I can't put my finger on the dividing line, but one has to ask what are the attributes that define a graphic novel?  As Scott McCloud so eloquently put it, the medium must have panels that are juxtaposed.  The spaces between the panels allow the reader to fill in the action.  Comics are not required to have word balloons. Some, such as Jim Woodring's Frank can be entirely mute, or others like Hal Foster's Prince Valiant fill in the story with text within the panel.  But if the characters speak in balloons, this pushes into comic book territory.  And the pages are generally arranged portrait, although this too is not a requirement.    

If there was some text accompanying the pictures, it would be a slam-dunk children's book.
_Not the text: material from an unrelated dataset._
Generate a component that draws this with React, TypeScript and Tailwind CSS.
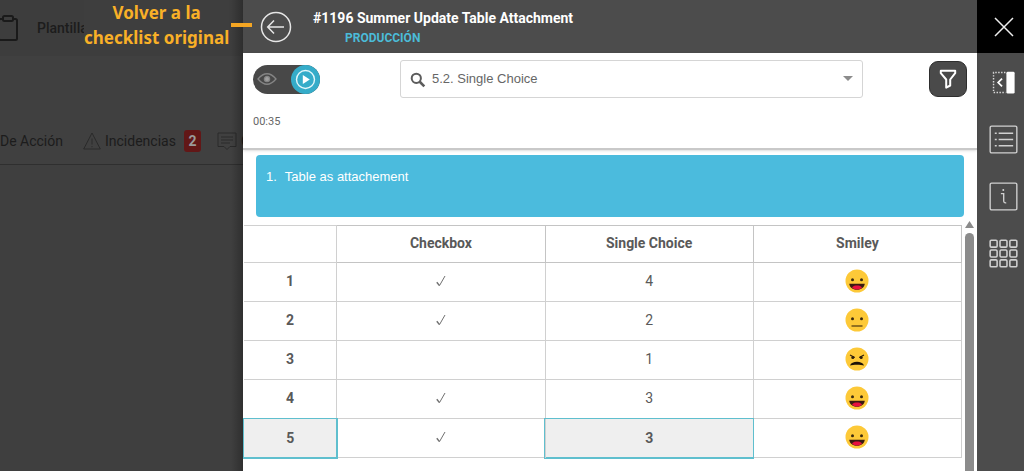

Since the characters speak in word balloons, there is a valid argument for putting The Zoo Box in the Graphic Literature category.

On the other hand, the layout looks like most children’s books. The hardbound, landscape format would be recognizable to most kids who browse school library shelves.  And the "Graphic Literature" category should promise more depth than a children's book. The Zoo Box may be graphic, but it is a stretch to call it literature. The only tie to comics is that the publisher, First Second Books, publishes mostly graphic novels.  My opinion is that it should have been nominated in the Children’s Books category.

I recently read the OBA judge's notes about this book. Gabriel Bell writes (my emphasis):
"This is a delightful, perfect children’s book. Two children misbehave and nearly unleash all kinds of unspeakable havoc on the world and themselves, but just barely manage to avert it. Not only that (spoiler alert:) they totally get away with it, which means they get to go to the zoo the next day and are never punished. Is this even allowed in children’s books? The artwork is masterful in its simplicity. The story is fun and playful, and likely to be a great delight to comics fans of a certain age."
I emphasize that she calls it a children's book, and it should have been judged within that category.

Bottom line: An enjoyable kids book, possibly mis-categorized as graphic literature.

This is the first book by Ariel Cohn and Aron Nels Steinke.